### Data segment
#####

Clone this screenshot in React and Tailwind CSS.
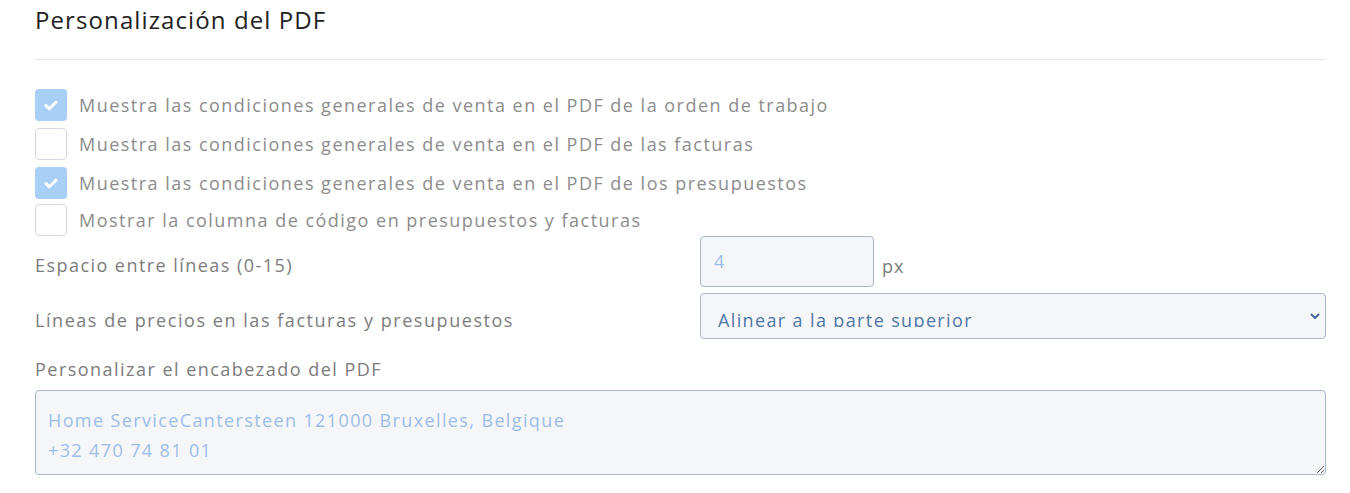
import React from "react";

function Check({ checked }) {
  return checked ? (
    <div className="w-[32px] h-[32px] rounded-[4px] bg-[#a8cff5] flex items-center justify-center shrink-0">
      <svg width="14" height="11" viewBox="0 0 14 11" fill="none">
        <path d="M2 5.6 L5.4 8.8 L12 2.2" stroke="white" strokeWidth="3" strokeLinecap="round" strokeLinejoin="round" />
      </svg>
    </div>
  ) : (
    <div className="w-[32px] h-[32px] rounded-[4px] border border-[#d3d9e3] bg-white shrink-0" />
  );
}

function Row({ checked, label, mb }) {
  return (
    <div className={`flex items-center h-[32px] ${mb}`}>
      <Check checked={checked} />
      <span className="ml-[12px] text-[18px] text-[#8c8c8c] tracking-[1.48px] leading-none whitespace-nowrap">{label}</span>
    </div>
  );
}

export default function App() {
  return (
    <div className="w-[1350px] h-[493px] bg-white pl-[35px] pr-[24px] overflow-hidden" style={{ fontFamily: '"Open Sans", "Noto Sans", sans-serif' }}>
      <div className="h-[40px] flex items-center text-[24px] text-[#222] tracking-[1.1px]">Personalización del PDF</div>
      <div className="mt-[19px] h-px w-[1291px] bg-[#e3e8ef]" />
      <div className="mt-[29px]">
        <Row checked label="Muestra las condiciones generales de venta en el PDF de la orden de trabajo" mb="mb-[7px]" />
        <Row label="Muestra las condiciones generales de venta en el PDF de las facturas" mb="mb-[7px]" />
        <Row checked label="Muestra las condiciones generales de venta en el PDF de los presupuestos" mb="mb-[5px]" />
        <Row label="Mostrar la columna de código en presupuestos y facturas" mb="" />
      </div>
      <div className="flex">
        <div className="w-[665px] shrink-0 pt-[18px] text-[18px] text-[#7c7c7c] leading-[22px] tracking-[1.45px] whitespace-nowrap">Espacio entre líneas (0-15)</div>
        <div className="w-[174px] h-[51px] shrink-0 rounded-[4px] border border-[#a9b7cd] bg-[#f5f6f8] px-[13px] flex items-center text-[18px] text-[#9dbde9]">4</div>
        <div className="ml-[8px] pt-[19px] text-[18px] text-[#7c7c7c] leading-[22px] tracking-[1px]">px</div>
      </div>
      <div className="flex mt-[6px]">
        <div className="w-[665px] shrink-0 pt-[16px] text-[18px] text-[#7c7c7c] leading-[22px] tracking-[1.55px] whitespace-nowrap">Líneas de precios en las facturas y presupuestos</div>
        <div className="w-[626px] shrink-0 h-[46px] rounded-[4px] border border-[#a9b7cd] bg-[#f5f6f8] flex items-start justify-between">
          <div className="h-[33px] overflow-hidden pl-[17px] pt-[15px] text-[18px] text-[#4f77a8] leading-[22px] tracking-[1.37px] whitespace-nowrap">Alinear a la parte superior</div>
          <div className="h-full flex items-center pr-[5px]">
            <svg width="10" height="7" viewBox="0 0 10 7" fill="none">
              <path d="M1.5 1.5 L5 5 L8.5 1.5" stroke="#4a6b9a" strokeWidth="2" strokeLinecap="round" strokeLinejoin="round" />
            </svg>
          </div>
        </div>
      </div>
      <div className="mt-[19px] text-[18px] text-[#7c7c7c] leading-[22px] tracking-[1.47px] whitespace-nowrap">Personalizar el encabezado del PDF</div>
      <textarea
        readOnly
        value={"Home ServiceCantersteen 121000 Bruxelles, Belgique\n+32 470 74 81 01"}
        className="mt-[10px] block w-[1291px] h-[85px] rounded-[4px] border border-[#a9b7cd] bg-[#f5f6f8] px-[12px] pt-[14px] text-[18px] leading-[30px] tracking-[1.38px] text-[#9dbde9] outline-none"
        style={{ fontFamily: '"Open Sans", "Noto Sans", sans-serif' }}
      />
    </div>
  );
}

#####

### Exercise requirements
Without any pictures, reproduce the lines from the first one in the material through the line that has "import React from", exactly as they appear.

### Solution to the exercise
Clone this screenshot in React and Tailwind CSS.
import React from "react";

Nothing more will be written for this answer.